▸ What to produce: Both the line containing "Reproduce this screenshot" and the line containing "</style></head><body>" are to be reproduced exactly, along with every line between them, and nothing more.

▸ Dataset records:
┌────────
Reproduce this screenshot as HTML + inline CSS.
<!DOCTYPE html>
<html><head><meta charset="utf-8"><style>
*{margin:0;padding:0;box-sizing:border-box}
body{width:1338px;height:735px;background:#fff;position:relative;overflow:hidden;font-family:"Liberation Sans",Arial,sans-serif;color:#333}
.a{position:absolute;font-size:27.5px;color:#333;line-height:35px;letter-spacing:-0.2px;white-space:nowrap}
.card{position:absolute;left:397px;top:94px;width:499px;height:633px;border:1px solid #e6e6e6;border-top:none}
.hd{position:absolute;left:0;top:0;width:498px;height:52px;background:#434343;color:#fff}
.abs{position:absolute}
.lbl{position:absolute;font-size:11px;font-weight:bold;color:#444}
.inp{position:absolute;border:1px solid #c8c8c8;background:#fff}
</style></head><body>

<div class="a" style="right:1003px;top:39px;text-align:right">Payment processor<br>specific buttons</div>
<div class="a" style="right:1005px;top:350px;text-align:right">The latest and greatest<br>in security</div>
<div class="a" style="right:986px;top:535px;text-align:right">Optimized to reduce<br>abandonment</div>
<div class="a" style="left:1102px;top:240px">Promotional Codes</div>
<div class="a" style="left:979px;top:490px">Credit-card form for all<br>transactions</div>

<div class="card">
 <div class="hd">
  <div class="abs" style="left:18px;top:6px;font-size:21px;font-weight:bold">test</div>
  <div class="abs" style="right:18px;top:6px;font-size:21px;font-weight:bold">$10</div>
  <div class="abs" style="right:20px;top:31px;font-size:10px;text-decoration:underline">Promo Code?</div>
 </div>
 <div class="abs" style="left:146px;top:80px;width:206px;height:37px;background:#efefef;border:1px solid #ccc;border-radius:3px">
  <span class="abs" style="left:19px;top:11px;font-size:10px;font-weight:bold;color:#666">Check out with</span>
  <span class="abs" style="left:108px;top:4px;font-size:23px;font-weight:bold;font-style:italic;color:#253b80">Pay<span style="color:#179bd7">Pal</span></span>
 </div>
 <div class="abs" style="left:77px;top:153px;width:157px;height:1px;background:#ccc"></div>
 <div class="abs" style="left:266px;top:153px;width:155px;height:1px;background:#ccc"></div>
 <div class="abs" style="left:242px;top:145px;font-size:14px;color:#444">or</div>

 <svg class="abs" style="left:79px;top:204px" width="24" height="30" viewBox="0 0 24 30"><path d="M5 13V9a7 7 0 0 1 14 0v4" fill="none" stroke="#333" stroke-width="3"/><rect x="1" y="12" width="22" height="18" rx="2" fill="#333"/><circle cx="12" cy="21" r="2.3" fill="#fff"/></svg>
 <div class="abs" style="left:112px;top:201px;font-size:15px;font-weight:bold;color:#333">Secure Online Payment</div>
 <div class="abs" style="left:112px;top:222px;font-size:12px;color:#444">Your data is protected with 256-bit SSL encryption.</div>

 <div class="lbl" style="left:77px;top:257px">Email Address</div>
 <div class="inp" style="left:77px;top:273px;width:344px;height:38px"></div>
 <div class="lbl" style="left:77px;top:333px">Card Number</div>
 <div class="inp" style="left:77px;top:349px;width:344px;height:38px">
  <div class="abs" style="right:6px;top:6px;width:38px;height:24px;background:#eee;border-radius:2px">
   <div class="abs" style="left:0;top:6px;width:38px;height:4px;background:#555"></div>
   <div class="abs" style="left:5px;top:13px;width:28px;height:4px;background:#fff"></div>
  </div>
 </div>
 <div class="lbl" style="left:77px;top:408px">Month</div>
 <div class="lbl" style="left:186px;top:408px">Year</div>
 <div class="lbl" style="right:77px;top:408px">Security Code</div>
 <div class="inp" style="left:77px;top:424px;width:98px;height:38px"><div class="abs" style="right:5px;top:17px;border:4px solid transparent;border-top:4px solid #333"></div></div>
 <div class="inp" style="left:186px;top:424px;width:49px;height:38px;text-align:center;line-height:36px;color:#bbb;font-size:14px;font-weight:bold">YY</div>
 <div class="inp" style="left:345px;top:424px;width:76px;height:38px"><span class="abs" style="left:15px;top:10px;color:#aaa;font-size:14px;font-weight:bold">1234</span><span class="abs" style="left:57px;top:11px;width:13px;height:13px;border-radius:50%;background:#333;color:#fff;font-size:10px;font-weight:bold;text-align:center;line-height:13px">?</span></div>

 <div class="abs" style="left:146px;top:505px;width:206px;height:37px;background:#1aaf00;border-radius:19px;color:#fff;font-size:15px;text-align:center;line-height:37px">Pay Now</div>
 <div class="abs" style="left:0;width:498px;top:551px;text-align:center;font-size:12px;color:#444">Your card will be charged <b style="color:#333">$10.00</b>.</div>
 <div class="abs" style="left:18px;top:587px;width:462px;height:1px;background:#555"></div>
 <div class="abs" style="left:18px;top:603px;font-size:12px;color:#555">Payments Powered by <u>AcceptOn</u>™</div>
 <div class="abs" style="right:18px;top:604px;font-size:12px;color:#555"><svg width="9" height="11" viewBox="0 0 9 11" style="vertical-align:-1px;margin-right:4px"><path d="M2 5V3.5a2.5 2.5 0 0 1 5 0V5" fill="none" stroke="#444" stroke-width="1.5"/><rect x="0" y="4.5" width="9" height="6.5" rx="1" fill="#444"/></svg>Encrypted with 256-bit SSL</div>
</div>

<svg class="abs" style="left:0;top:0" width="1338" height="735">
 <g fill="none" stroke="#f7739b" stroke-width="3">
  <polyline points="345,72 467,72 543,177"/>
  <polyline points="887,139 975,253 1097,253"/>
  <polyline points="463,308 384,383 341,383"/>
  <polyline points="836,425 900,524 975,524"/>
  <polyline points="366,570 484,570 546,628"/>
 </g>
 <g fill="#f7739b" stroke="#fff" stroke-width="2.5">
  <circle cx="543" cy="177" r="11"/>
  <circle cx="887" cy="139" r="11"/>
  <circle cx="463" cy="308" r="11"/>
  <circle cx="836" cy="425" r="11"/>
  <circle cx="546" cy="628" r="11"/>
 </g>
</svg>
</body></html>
└────────
┌────────
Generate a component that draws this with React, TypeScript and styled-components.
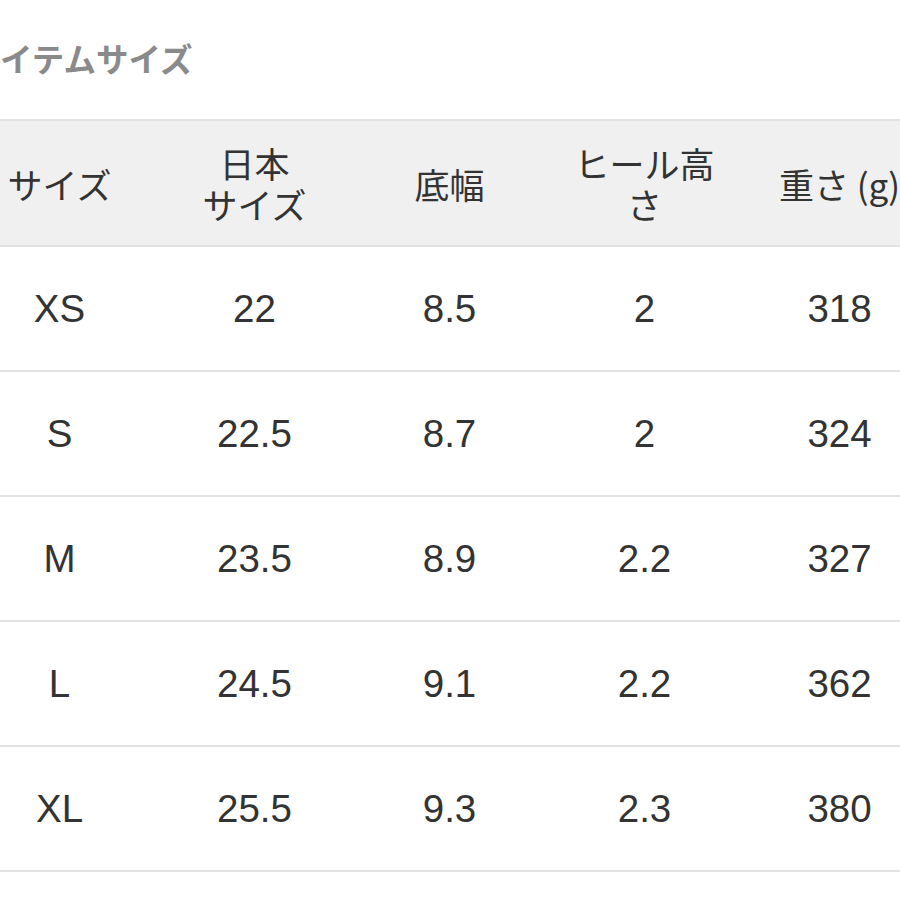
└────────
▸ Result below:
Reproduce this screenshot as HTML + inline CSS.
<!DOCTYPE html>
<html><head><meta charset="utf-8"><style>
*{margin:0;padding:0;box-sizing:border-box}
body{width:1338px;height:735px;background:#fff;position:relative;overflow:hidden;font-family:"Liberation Sans",Arial,sans-serif;color:#333}
.a{position:absolute;font-size:27.5px;color:#333;line-height:35px;letter-spacing:-0.2px;white-space:nowrap}
.card{position:absolute;left:397px;top:94px;width:499px;height:633px;border:1px solid #e6e6e6;border-top:none}
.hd{position:absolute;left:0;top:0;width:498px;height:52px;background:#434343;color:#fff}
.abs{position:absolute}
.lbl{position:absolute;font-size:11px;font-weight:bold;color:#444}
.inp{position:absolute;border:1px solid #c8c8c8;background:#fff}
</style></head><body>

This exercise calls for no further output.